Here's the unpopular take that nobody in the mobile security industry wants to hear: restraint, not speed, may be the smarter strategy here.

Every week brings a new crisis. Android spyware disguised as news apps. Supply chain attacks through npm packages. Critical vulnerabilities with no patches available. The industry's reflexive response is always the same: move faster, patch quicker, deploy immediately. We've built an entire ecosystem around the idea that velocity equals safety.

We're wrong.

The current mobile threat landscape rewards panic. When organizations learn about a zero-day targeting their platform, they face enormous pressure to act instantly. Security teams scramble. Developers push updates through testing. IT departments deploy without full validation. The underlying logic seems sound: a patch in hand today beats waiting for a perfect patch tomorrow.

But this speed-obsessed mentality creates its own vulnerabilities. When we prioritize rapid response over careful deliberation, we inevitably introduce new problems. We skip thorough regression testing. We don't adequately communicate changes to dependent systems. We create fatigue among security teams who are constantly context-switching between crises.

The real issue is that we've inverted our priorities. We chase the threat du jour rather than building sustainable, thoughtful security architectures.

Consider how mobile apps have become the primary attack vector for sophisticated threat actors. The Android spyware masquerading as legitimate news applications exploited user trust and distribution mechanisms, not necessarily a technical vulnerability that speed could have addressed. The npm supply chain attacks succeeded because the ecosystem rewards rapid package updates and installation without proportional friction around validation.
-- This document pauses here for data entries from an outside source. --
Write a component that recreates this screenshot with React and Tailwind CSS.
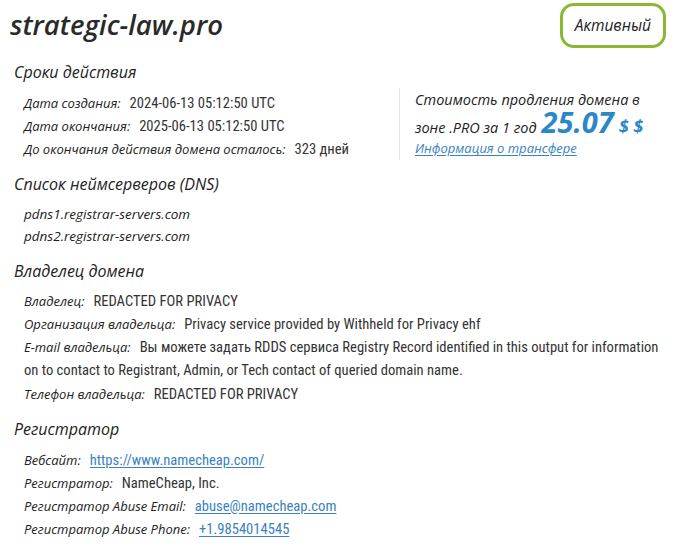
const head = "font-['Open_Sans',sans-serif] italic";
const val = "font-['Roboto_Condensed','Liberation_Sans',sans-serif] text-[14.6px] text-[#333]";

function Row({ label, children, h = 'h-[23px] leading-[23px]' }) {
  return (
    <div className={`flex items-baseline ${h}`}>
      <span className={`${head} text-[13px] text-[#222] mr-[9px]`}>{label}:</span>
      <span className={val}>{children}</span>
    </div>
  );
}

function Section({ title, children, className = '', bodyClass = 'mt-[9px]' }) {
  return (
    <section className={className}>
      <h2 className={`${head} text-[16px] font-medium text-[#222] leading-[20px] pl-[4px]`}>{title}</h2>
      <div className={`pl-[14px] ${bodyClass}`}>{children}</div>
    </section>
  );
}

const link = 'text-[#3a82c0] underline underline-offset-2';
const ownerRow = 'h-[23.25px] leading-[23.25px]';

export default function App() {
  return (
    <div className="w-[675px] h-[547px] bg-white text-[#222] px-[10px] pt-[3px] overflow-hidden">
      {/* Title */}
      <div className="flex items-start justify-between">
        <h1 className={`${head} font-semibold text-[27.5px] leading-[32px] mt-[6px] text-[#2a2a2a]`}>strategic-law.pro</h1>
        <div className={`${head} font-medium text-[15.5px] border-[3px] border-[#8ab833] rounded-[14px] px-[12px] h-[45px] flex items-center text-[#222] mr-[-1px]`}>
          Активный
        </div>
      </div>

      {/* Сроки действия */}
      <div className="flex mt-[14px]">
        <Section title="Сроки действия" className="w-[389px]" bodyClass="mt-[9.5px]">
          <Row label="Дата создания">2024-06-13 05:12:50 UTC</Row>
          <Row label="Дата окончания">2025-06-13 05:12:50 UTC</Row>
          <Row label="До окончания действия домена осталось">323 дней</Row>
        </Section>
        <div className="border-l border-[#e6e6e6] mt-[26px] h-[72px] pl-[15px] pt-[1px]">
          <div className={`${head} font-medium text-[14.5px] leading-[22px] text-[#222] whitespace-nowrap`}>
            Стоимость продления домена в
          </div>
          <div className={`${head} font-medium text-[14.5px] h-[26px] leading-[26px] text-[#222] flex items-baseline whitespace-nowrap`}>
            зоне .PRO за 1 год
            <span className="text-[29px] font-bold text-[#2a88c6] ml-[5px] leading-[22px]">25.07</span>
            <span className="text-[18px] font-bold text-[#2a88c6] ml-[5px] leading-[22px]">$ $</span>
          </div>
          <a href="#" className={`${head} text-[13px] ${link} leading-[22px] block`}>Информация о трансфере</a>
        </div>
      </div>

      {/* DNS */}
      <Section title="Список неймсерверов (DNS)" className="mt-[13.5px]">
        <div className={`${head} text-[13.5px] h-[22px] leading-[22px]`}>pdns1.registrar-servers.com</div>
        <div className={`${head} text-[13.5px] h-[22px] leading-[22px]`}>pdns2.registrar-servers.com</div>
      </Section>

      {/* Владелец */}
      <Section title="Владелец домена" className="mt-[14px]" bodyClass="mt-[8.5px]">
        <Row label="Владелец" h={ownerRow}>REDACTED FOR PRIVACY</Row>
        <Row label="Организация владельца" h={ownerRow}>Privacy service provided by Withheld for Privacy ehf</Row>
        <div className={`flex items-baseline whitespace-nowrap ${ownerRow}`}>
          <span className={`${head} text-[13px] text-[#222] mr-[9px]`}>E-mail владельца:</span>
          <span className={val}>Вы можете задать RDDS сервиса Registry Record identified in this output for information</span>
        </div>
        <div className={`${val} ${ownerRow}`}>on to contact to Registrant, Admin, or Tech contact of queried domain name.</div>
        <Row label="Телефон владельца" h={ownerRow}>REDACTED FOR PRIVACY</Row>
      </Section>

      {/* Регистратор */}
      <Section title="Регистратор" className="mt-[13.25px]" bodyClass="mt-[9.5px]">
        <Row label="Вебсайт"><a href="#" className={link}>https://www.namecheap.com/</a></Row>
        <Row label="Регистратор">NameCheap, Inc.</Row>
        <Row label="Регистратор Abuse Email"><a href="#" className={link}>abuse@namecheap.com</a></Row>
        <Row label="Регистратор Abuse Phone"><a href="#" className={link}>+1.9854014545</a></Row>
      </Section>
    </div>
  );
}
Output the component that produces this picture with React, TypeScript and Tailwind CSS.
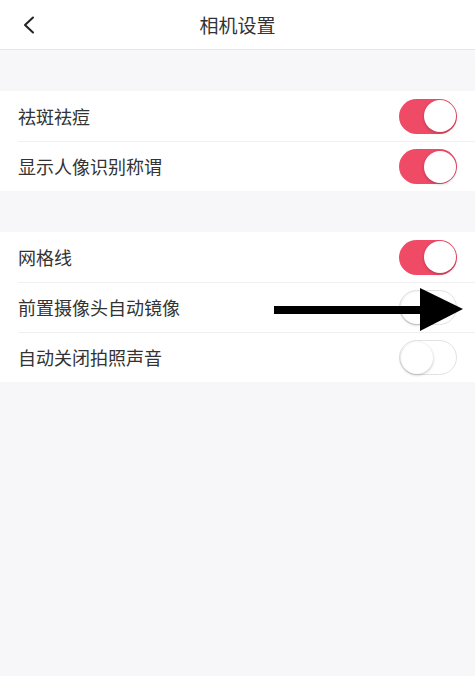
import React, { useState } from 'react';

const font = { fontFamily: '"Noto Sans CJK SC", "Noto Sans", sans-serif' };

const Toggle: React.FC<{ on: boolean; onChange: () => void }> = ({ on, onChange }) => (
  <button
    type="button"
    onClick={onChange}
    className={`flex items-center w-[58px] h-[35px] rounded-full px-[1px] transition-colors ${
      on ? 'bg-[#ef4a66] justify-end' : 'bg-white border border-[#e2e2e2] justify-start'
    }`}
  >
    <span className="w-[32px] h-[32px] rounded-full bg-white shadow-[0_1px_3px_rgba(0,0,0,0.25)]" />
  </button>
);

interface Item {
  key: string;
  label: string;
  on: boolean;
}

export default function App() {
  const [groups, setGroups] = useState<Item[][]>([
    [
      { key: 'beauty', label: '祛斑祛痘', on: true },
      { key: 'title', label: '显示人像识别称谓', on: true },
    ],
    [
      { key: 'grid', label: '网格线', on: true },
      { key: 'mirror', label: '前置摄像头自动镜像', on: false },
      { key: 'mute', label: '自动关闭拍照声音', on: false },
    ],
  ]);

  const flip = (g: number, i: number) => {
    setGroups((prev) =>
      prev.map((grp, gi) =>
        gi !== g ? grp : grp.map((it, ii) => (ii === i ? { ...it, on: !it.on } : it))
      )
    );
  };

  return (
    <div className="w-[475px] h-[676px] bg-[#f7f7f9] overflow-hidden flex flex-col gap-[41px]" style={font}>
      {/* Header */}
      <div className="h-[50px] shrink-0 bg-white border-b border-[#e6e6e8] grid grid-cols-[60px_1fr_60px] items-center">
        <button type="button" className="pl-[22px] flex items-center">
          <svg width="14" height="18" viewBox="0 0 14 18" fill="none">
            <path d="M11 1.5 L3 9 L11 16.5" stroke="#222" strokeWidth="2" strokeLinecap="round" strokeLinejoin="round" />
          </svg>
        </button>
        <h1 className="text-center text-[19px] text-[#333] leading-none">相机设置</h1>
        <span />
      </div>

      {groups.map((grp, g) => (
        <div key={g} className="bg-white flex flex-col pl-[18px]">
          {grp.map((it, i) => (
            <div
              key={it.key}
              className={`relative h-[50px] flex items-center justify-between pr-[18px] ${
                i > 0 ? 'border-t border-[#f0f0f2]' : ''
              }`}
            >
              <span className="text-[18px] text-[#333]">{it.label}</span>
              <Toggle on={it.on} onChange={() => flip(g, i)} />
              {it.key === 'mirror' && (
                <svg className="absolute left-[256px] top-[5px] pointer-events-none" width="190" height="44" viewBox="0 0 190 44">
                  <rect x="0" y="18" width="150" height="8" fill="#000" />
                  <polygon points="146,0 189,21 146,43" fill="#000" />
                </svg>
              )}
            </div>
          ))}
        </div>
      ))}
    </div>
  );
}
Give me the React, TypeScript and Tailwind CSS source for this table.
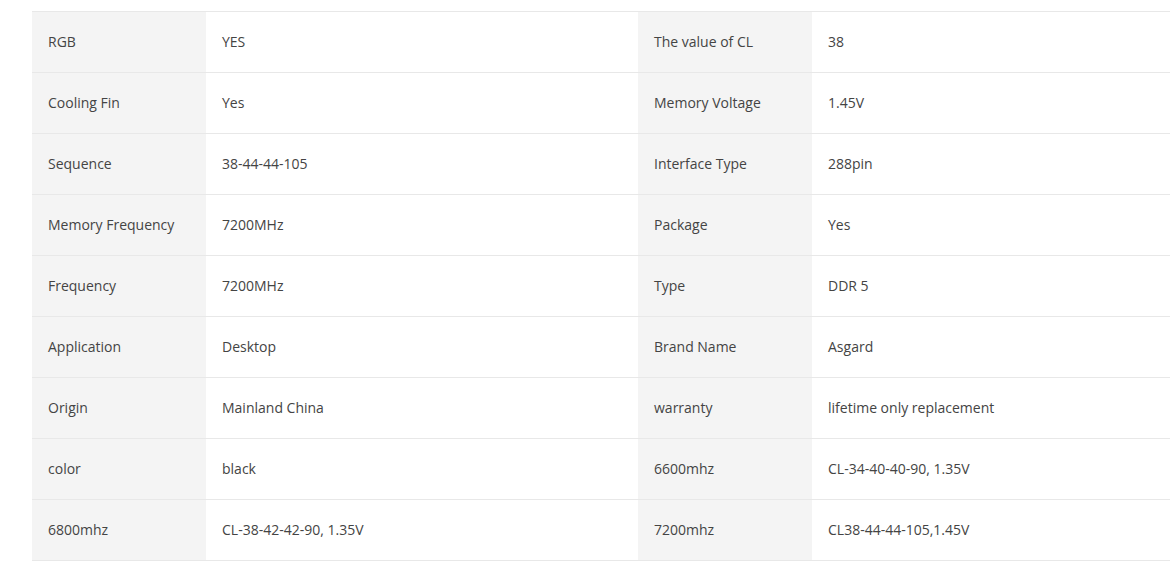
const rows: [string, string, string, string][] = [
  ["RGB", "YES", "The value of CL", "38"],
  ["Cooling Fin", "Yes", "Memory Voltage", "1.45V"],
  ["Sequence", "38-44-44-105", "Interface Type", "288pin"],
  ["Memory Frequency", "7200MHz", "Package", "Yes"],
  ["Frequency", "7200MHz", "Type", "DDR 5"],
  ["Application", "Desktop", "Brand Name", "Asgard"],
  ["Origin", "Mainland China", "warranty", "lifetime only replacement"],
  ["color", "black", "6600mhz", "CL-34-40-40-90, 1.35V"],
  ["6800mhz", "CL-38-42-42-90, 1.35V", "7200mhz", "CL38-44-44-105,1.45V"],
]

export default function App() {
  return (
    <div className="w-[1170px] h-[567px] overflow-hidden bg-white pt-[11px] pl-[32px]" style={{ fontFamily: '"Open Sans", sans-serif' }}>
      <div className="w-[1138px] border-t border-[#e8e8e8]">
        {rows.map((r, i) => (
          <div key={i} className="grid grid-cols-[174px_432px_174px_1fr] h-[61px] border-b border-[#e8e8e8] text-[14px] text-[#444]">
            <div className="bg-[#f4f4f4] flex items-center pl-[16px] pb-[2px]">{r[0]}</div>
            <div className="flex items-center pl-[16px] pb-[2px]">{r[1]}</div>
            <div className="bg-[#f4f4f4] flex items-center pl-[16px] pb-[2px]">{r[2]}</div>
            <div className="flex items-center pl-[16px] pb-[2px]">{r[3]}</div>
          </div>
        ))}
      </div>
    </div>
  )
}
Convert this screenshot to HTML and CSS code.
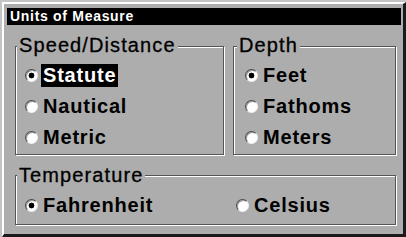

Speed didn't prevent these incidents. Neither will more speed.

What would help is stepping back and asking harder questions. Why do we design mobile security systems that rely on constant reactive patching? Why haven't we built better verification mechanisms into app distribution? Why do we celebrate developers who ship updates in hours rather than teams who architect systems that don't require constant emergency maintenance?

The current model also disadvantages organizations without massive security budgets. Large enterprises can afford to maintain sophisticated testing environments, automation, and compliance frameworks. Smaller organizations get swept along in the panic, deploying patches they haven't validated because the alternative feels irresponsible. This creates a two-tier security system where speed becomes a luxury good.

There's also the question of what we're optimizing for. Speed feels measurable and concrete. We can track patch deployment times. We can celebrate companies that patch in 24 hours. But we can't easily measure the security debt we're accumulating through hasty decisions, technical fragmentation, and systems patched into fragility.

This doesn't mean ignoring threats or advocating for complacency. Critical vulnerabilities demand urgent responses. But critical isn't the same as everything.

The mobile industry needs permission to be more selective about what constitutes an emergency. We need frameworks that distinguish between different threat levels and allow proportional responses. We need time to do security work properly rather than constantly firefighting.

We need to acknowledge that sometimes the brave choice isn't moving faster. It's having the discipline to move deliberately.

The vendors and security teams that will ultimately win are those building sustainable practices around mobile security. That means better architecture. Better testing. Better documentation. Better communication with users about realistic risk levels. Not flashier patch management dashboards or faster deployment pipelines.

Speed got us here. Restraint might get us somewhere better.